[Pages as source code]
----
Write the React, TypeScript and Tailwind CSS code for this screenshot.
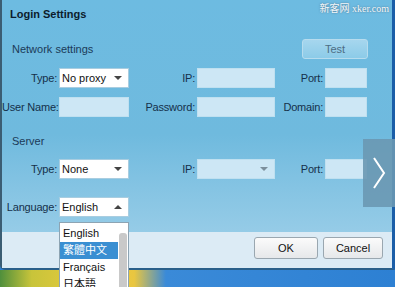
import React from 'react';

const font = { fontFamily: '"Liberation Sans", Arial, sans-serif' };

const Label: React.FC<{ text: string; w: string }> = ({ text, w }) => (
  <span className={`${w} shrink-0 whitespace-nowrap pr-[2px] text-right text-[11px] tracking-[-0.2px] text-[#15304a]`}>{text}</span>
);

const Field: React.FC<{ w: string }> = ({ w }) => (
  <div className={`${w} h-[20px] shrink-0 border border-[#bfe0f0] bg-[#cde7f5]`} />
);

const Select: React.FC<{ value: string; up?: boolean }> = ({ value, up }) => (
  <div className="flex h-[20px] w-[70px] shrink-0 items-center justify-between border border-[#a9cde0] bg-white pl-[2px] pr-[6px] text-[11px] text-[#111]">
    <span>{value}</span>
    <span className={`h-0 w-0 border-x-[4px] border-x-transparent ${up ? 'border-b-[4px] border-b-[#444]' : 'border-t-[4px] border-t-[#444]'}`} />
  </div>
);

export default function App() {
  return (
    <div className="relative h-[287px] w-[395px] overflow-hidden bg-[#2d80d3]" style={font}>
      {/* dialog */}
      <div className="flex h-[270px] w-[395px] flex-col rounded-bl-[5px] border-l-[2px] border-r-[3px] border-b-[2px] border-l-[#3b5d73] border-r-[#1b5ea8] border-b-[#2a5f8a] bg-gradient-to-b from-[#6dbbe1] via-[#6fbade] to-[#a3d2ea]">
        <div className="h-[32px] pl-[8px] pt-[6px] text-[11px] font-bold text-[#0c1c2c]">Login Settings</div>

        <div className="flex h-[34px] items-center justify-between pr-[24px]">
          <span className="pl-[10px] text-[11px] text-[#1b3a58]">Network settings</span>
          <div className="flex h-[20px] w-[66px] items-center justify-center rounded-[3px] border border-[#b7dcee] bg-gradient-to-b from-[#a6d6ee] to-[#8ccbe8] text-[11px] text-[#4d6d84]">
            Test
          </div>
        </div>

        <div className="mt-[2px] flex flex-col gap-[9px]">
          <div className="flex items-center">
            <Label text="Type:" w="w-[57px]" />
            <Select value="No proxy" />
            <Label text="IP:" w="w-[68px]" />
            <Field w="w-[78px]" />
            <Label text="Port:" w="w-[50px]" />
            <Field w="w-[42px]" />
          </div>
          <div className="flex items-center">
            <Label text="User Name:" w="w-[57px]" />
            <Field w="w-[70px]" />
            <Label text="Password:" w="w-[68px]" />
            <Field w="w-[78px]" />
            <Label text="Domain:" w="w-[50px]" />
            <Field w="w-[42px]" />
          </div>
        </div>

        <div className="flex h-[42px] items-center pl-[10px] pt-[6px] text-[11px] text-[#1b3a58]">Server</div>

        <div className="flex items-center">
          <Label text="Type:" w="w-[57px]" />
          <Select value="None" />
          <Label text="IP:" w="w-[68px]" />
          <div className="flex h-[20px] w-[78px] shrink-0 items-center justify-end border border-[#bfe0f0] bg-[#cde7f5] pr-[6px]">
            <span className="h-0 w-0 border-x-[4px] border-x-transparent border-t-[4px] border-t-[#7c8f9c]" />
          </div>
          <Label text="Port:" w="w-[50px]" />
          <Field w="w-[42px]" />
        </div>

        <div className="mt-[18px] flex items-center">
          <Label text="Language:" w="w-[57px]" />
          <Select value="English" up />
        </div>

        <div className="mt-auto flex h-[36px] items-start justify-end gap-[5px] bg-[#dcebf5] pr-[9px] pt-[5px]">
          <div className="flex h-[22px] w-[64px] items-center justify-center rounded-[3px] border border-[#9aa7b0] bg-gradient-to-b from-[#fbfbfb] to-[#e6e8ea] text-[11px] text-[#111]">
            OK
          </div>
          <div className="flex h-[22px] w-[60px] items-center justify-center rounded-[3px] border border-[#9aa7b0] bg-gradient-to-b from-[#fbfbfb] to-[#e6e8ea] text-[11px] text-[#111]">
            Cancel
          </div>
        </div>
      </div>

      {/* desktop strip */}
      <div className="h-[17px] w-full bg-[linear-gradient(90deg,#4f8f3c_0%,#c8c43a_8%,#f0cc3e_25%,#e9c640_34%,#3a8ad8_42%,#2d80d3_100%)]" />

      {/* watermark */}
      <div className="absolute right-[6px] top-[1px] text-[10px] text-[#f4f8fb] [text-shadow:0_0_2px_#4b6d86]" style={{ fontFamily: '"Liberation Serif", "Noto Sans CJK SC", serif' }}>
        新客网 xker.com
      </div>

      {/* next arrow overlay */}
      <div className="absolute left-[363px] top-[139px] flex h-[68px] w-[32px] items-center justify-center bg-[#6a98b3]/90">
        <svg width="14" height="34" viewBox="0 0 14 34">
          <path d="M2 2 L12 17 L2 32" fill="none" stroke="#fff" strokeWidth="2" />
        </svg>
      </div>

      {/* open dropdown list */}
      <div className="absolute left-[59px] top-[222px] h-[70px] w-[70px] border border-[#8da4b3] bg-white text-[11px]">
        <div className="flex">
          <div className="flex w-[58px] flex-col pt-[2px]">
            <div className="h-[17px] pl-[3px] leading-[17px] text-[#111]">English</div>
            <div className="h-[17px] bg-[#3a8fd2] pl-[3px] leading-[17px] text-white" style={{ fontFamily: '"Liberation Sans", "Noto Sans CJK TC", sans-serif' }}>繁體中文</div>
            <div className="h-[17px] pl-[3px] leading-[17px] text-[#111]">Français</div>
            <div className="h-[17px] pl-[3px] leading-[17px] text-[#111]" style={{ fontFamily: '"Liberation Sans", "Noto Sans CJK JP", sans-serif' }}>日本語</div>
          </div>
          <div className="ml-auto mr-[1px] mt-[10px] h-[60px] w-[8px] rounded-[3px] bg-[#c9c9c9]" />
        </div>
      </div>
    </div>
  );
}
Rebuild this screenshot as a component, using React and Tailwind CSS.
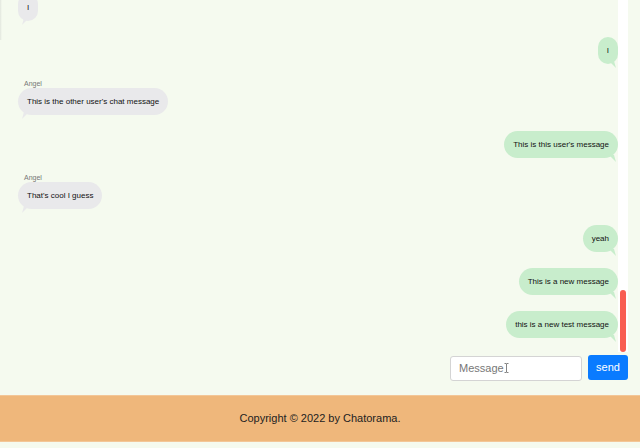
import { useState } from "react";

const MESSAGES = [
  { id: 1, mine: false, content: "I" },
  { id: 2, mine: true, content: "I" },
  { id: 3, mine: false, username: "Angel", content: "This is the other user's chat message" },
  { id: 4, mine: true, content: "This is this user's message" },
  { id: 5, mine: false, username: "Angel", content: "That's cool I guess" },
  { id: 6, mine: true, content: "yeah" },
  { id: 7, mine: true, content: "This is a new message" },
  { id: 8, mine: true, content: "this is a new test message" },
];

function Bubble({ msg }) {
  return (
    <div className={`flex flex-col ${msg.mine ? "items-end" : "items-start"} mb-[16px]`}>
      {msg.username && (
        <div className="text-[7px] leading-[7px] text-[#777] ml-[6px] mb-[1px]">{msg.username}</div>
      )}
      <div
        className={`relative h-[27px] flex items-center px-[9px] rounded-[14px] text-[8px] text-[#111] ${
          msg.mine ? "bg-[#c8edcc]" : "bg-[#e9e9eb]"
        }`}
      >
        {msg.content}
        {msg.mine ? (
          <svg className="absolute right-[1px] -bottom-[5px]" width="8" height="8" viewBox="0 0 8 8">
            <path d="M0 0 L7 7 L5 0 Z" fill="#c8edcc" />
          </svg>
        ) : (
          <svg className="absolute left-[3px] -bottom-[5px]" width="8" height="8" viewBox="0 0 8 8">
            <path d="M8 0 L1 7 L3 0 Z" fill="#e9e9eb" />
          </svg>
        )}
      </div>
    </div>
  );
}

export default function App() {
  const [message, setMessage] = useState("");

  return (
    <div
      className="w-[640px] h-[448px] bg-[#f5faef] flex flex-col overflow-hidden"
      style={{ fontFamily: '"Liberation Sans", Arial, sans-serif' }}
    >
      <div className="w-[628px] flex flex-col">
        <div className="flex h-[355px]">
          <div className="relative flex-1 h-full overflow-hidden flex flex-col justify-end pl-[18px] pb-[1px]">
            <div className="absolute left-0 top-0 w-[2px] h-[40px] bg-gradient-to-r from-[#e2e6de] to-transparent" />
            {MESSAGES.map((msg) => (
              <Bubble key={msg.id} msg={msg} />
            ))}
          </div>
          <div className="w-[10px] h-[352px] bg-white flex flex-col justify-end items-center">
            <div className="w-[6px] h-[62px] rounded-full bg-[#f95d52]" />
          </div>
        </div>

        <form
          onSubmit={(e) => {
            e.preventDefault();
            setMessage("");
          }}
          className="flex justify-end gap-[6px] h-[25px]"
        >
          <div className="relative w-[132px] h-full">
            <input
              type="text"
              value={message}
              onChange={(e) => setMessage(e.target.value)}
              placeholder="Message"
              className="w-full h-full bg-white border border-[#d4d4d4] rounded-[3px] pl-[8px] text-[11px] text-[#333] placeholder:text-[#777] outline-none"
            />
            <svg className="absolute left-[54px] top-[8px]" width="5" height="10" viewBox="0 0 5 10">
              <path d="M0.5 0.5 H2 Q2.5 0.5 2.5 1.5 V8.5 Q2.5 9.5 2 9.5 H0.5 M4.5 0.5 H3 Q2.5 0.5 2.5 1.5 M4.5 9.5 H3 Q2.5 9.5 2.5 8.5" stroke="#666" strokeWidth="0.8" fill="none" />
            </svg>
          </div>
          <button
            type="submit"
            className="w-[40px] h-full bg-[#0a7bff] text-white text-[11px] rounded-[3px]"
          >
            send
          </button>
        </form>
      </div>

      <footer className="mt-[15px] h-[47px] bg-[#efb77b] border-y border-[#f3c697] flex items-center justify-center text-[11px] text-[#222]">
        Copyright © 2022 by Chatorama.
      </footer>
    </div>
  );
}
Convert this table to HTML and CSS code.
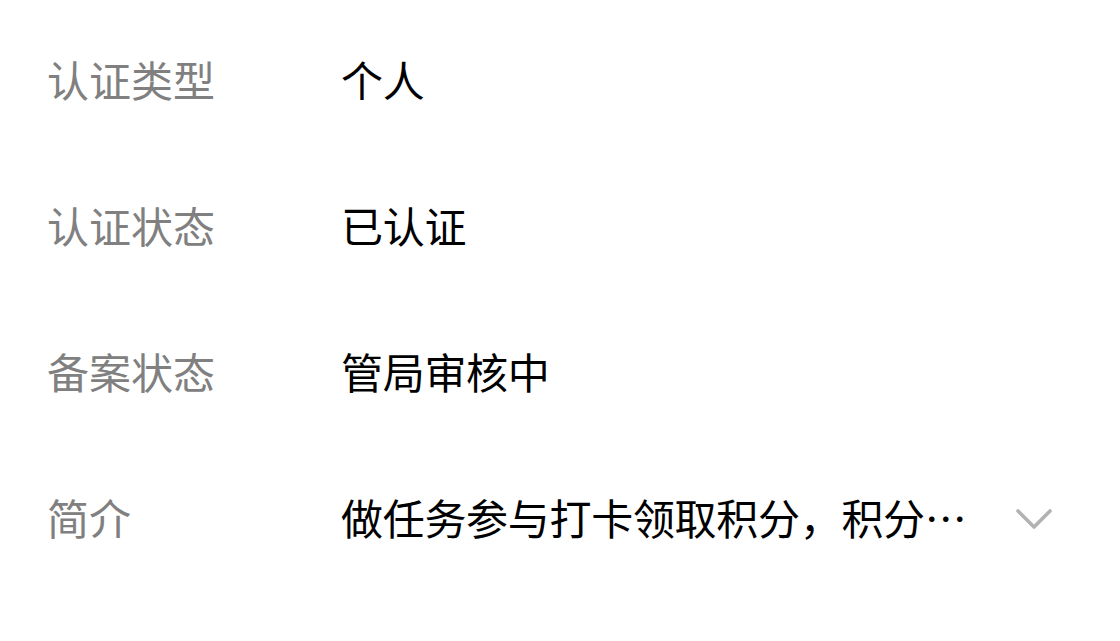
FILE: index.html
```html
<!DOCTYPE html>
<html lang="zh-CN">
<head>
<meta charset="utf-8">
<link rel="stylesheet" href="styles.css">
</head>
<body>
<div class="info">
  <div class="row">
    <div class="label">认证类型</div>
    <div class="value">个人</div>
  </div>
  <div class="row">
    <div class="label">认证状态</div>
    <div class="value">已认证</div>
  </div>
  <div class="row">
    <div class="label">备案状态</div>
    <div class="value">管局审核中</div>
  </div>
  <div class="row">
    <div class="label">简介</div>
    <div class="value">做任务参与打卡领取积分，积分…</div>
    <svg class="chevron" width="40" height="24" viewBox="0 0 40 24">
      <polyline points="3,4 19,20 35,4" fill="none" stroke="#b2b2b2" stroke-width="3.6" stroke-linecap="round" stroke-linejoin="round"/>
    </svg>
  </div>
</div>
</body>
</html>
```

FILE: styles.css
```css
html, body {
  margin: 0;
  padding: 0;
  background: #ffffff;
}
body {
  font-family: "Noto Sans CJK SC", "Noto Sans", sans-serif;
  font-size: 42px;
}
.info {
  display: flex;
  flex-direction: column;
  padding-top: 6px;
}
.row {
  display: flex;
  align-items: center;
  height: 146px;
  padding-left: 47px;
  padding-right: 65px;
}
.label {
  width: 294px;
  flex: none;
  color: #808080;
  line-height: 50px;
}
.value {
  color: #000000;
  line-height: 50px;
  white-space: nowrap;
  letter-spacing: -0.3px;
}
.chevron {
  flex: none;
  margin-left: auto;
  margin-top: 4px;
}
```
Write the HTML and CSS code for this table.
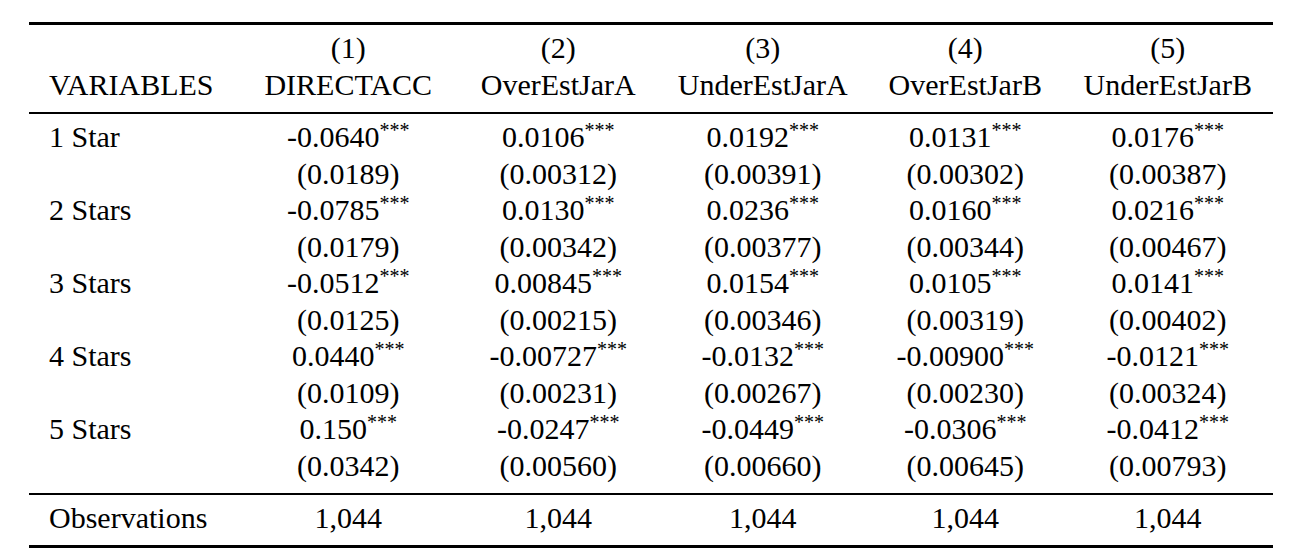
FILE: index.html
```html
<!DOCTYPE html>
<html>
<head>
<meta charset="utf-8">
<link rel="stylesheet" href="styles.css">
</head>
<body>
<div class="table">
  <div class="rule thick"></div>
  <div class="sec head">
    <div class="c l"></div><div class="c">(1)</div><div class="c">(2)</div><div class="c">(3)</div><div class="c">(4)</div><div class="c">(5)</div>
    <div class="c l">VARIABLES</div><div class="c">DIRECTACC</div><div class="c">OverEstJarA</div><div class="c">UnderEstJarA</div><div class="c">OverEstJarB</div><div class="c">UnderEstJarB</div>
  </div>
  <div class="rule thin"></div>
  <div class="sec body">
    <div class="c l">1 Star</div><div class="c">-0.0640<span class="st">***</span></div><div class="c">0.0106<span class="st">***</span></div><div class="c">0.0192<span class="st">***</span></div><div class="c">0.0131<span class="st">***</span></div><div class="c">0.0176<span class="st">***</span></div>
    <div class="c l"></div><div class="c">(0.0189)</div><div class="c">(0.00312)</div><div class="c">(0.00391)</div><div class="c">(0.00302)</div><div class="c">(0.00387)</div>
    <div class="c l">2 Stars</div><div class="c">-0.0785<span class="st">***</span></div><div class="c">0.0130<span class="st">***</span></div><div class="c">0.0236<span class="st">***</span></div><div class="c">0.0160<span class="st">***</span></div><div class="c">0.0216<span class="st">***</span></div>
    <div class="c l"></div><div class="c">(0.0179)</div><div class="c">(0.00342)</div><div class="c">(0.00377)</div><div class="c">(0.00344)</div><div class="c">(0.00467)</div>
    <div class="c l">3 Stars</div><div class="c">-0.0512<span class="st">***</span></div><div class="c">0.00845<span class="st">***</span></div><div class="c">0.0154<span class="st">***</span></div><div class="c">0.0105<span class="st">***</span></div><div class="c">0.0141<span class="st">***</span></div>
    <div class="c l"></div><div class="c">(0.0125)</div><div class="c">(0.00215)</div><div class="c">(0.00346)</div><div class="c">(0.00319)</div><div class="c">(0.00402)</div>
    <div class="c l">4 Stars</div><div class="c">0.0440<span class="st">***</span></div><div class="c">-0.00727<span class="st">***</span></div><div class="c">-0.0132<span class="st">***</span></div><div class="c">-0.00900<span class="st">***</span></div><div class="c">-0.0121<span class="st">***</span></div>
    <div class="c l"></div><div class="c">(0.0109)</div><div class="c">(0.00231)</div><div class="c">(0.00267)</div><div class="c">(0.00230)</div><div class="c">(0.00324)</div>
    <div class="c l">5 Stars</div><div class="c">0.150<span class="st">***</span></div><div class="c">-0.0247<span class="st">***</span></div><div class="c">-0.0449<span class="st">***</span></div><div class="c">-0.0306<span class="st">***</span></div><div class="c">-0.0412<span class="st">***</span></div>
    <div class="c l"></div><div class="c">(0.0342)</div><div class="c">(0.00560)</div><div class="c">(0.00660)</div><div class="c">(0.00645)</div><div class="c">(0.00793)</div>
  </div>
  <div class="rule thin"></div>
  <div class="sec foot">
    <div class="c l">Observations</div><div class="c">1,044</div><div class="c">1,044</div><div class="c">1,044</div><div class="c">1,044</div><div class="c">1,044</div>
  </div>
  <div class="rule thick"></div>
</div>
</body>
</html>
```

FILE: styles.css
```css
html, body {
  margin: 0;
  padding: 0;
  background: #ffffff;
}
body {
  font-family: "Liberation Serif", "Times New Roman", serif;
  font-size: 30px;
  color: #000000;
}
.table {
  width: 1244px;
  margin: 22px 0 0 29px;
}
.rule {
  background: #000000;
  width: 100%;
}
.rule.thick { height: 3px; }
.rule.thin { height: 2px; }
.sec {
  display: grid;
  grid-template-columns: 208.5px 221.5px 198.5px 210.5px 194.5px 210.5px;
  padding: 5.3px 0 8.7px;
}
.c {
  line-height: 36.5px;
  height: 36.5px;
  text-align: center;
  white-space: nowrap;
}
.c.l {
  text-align: left;
  padding-left: 20px;
}
.st {
  font-size: 20px;
  vertical-align: 10px;
  line-height: 0;
}
```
----
Goal: Using the records above, find and show each line with the string "table".

Solution to the exercise:
Convert this table to HTML and CSS code.
Write the HTML and CSS code for this table.
<div class="table">
.table {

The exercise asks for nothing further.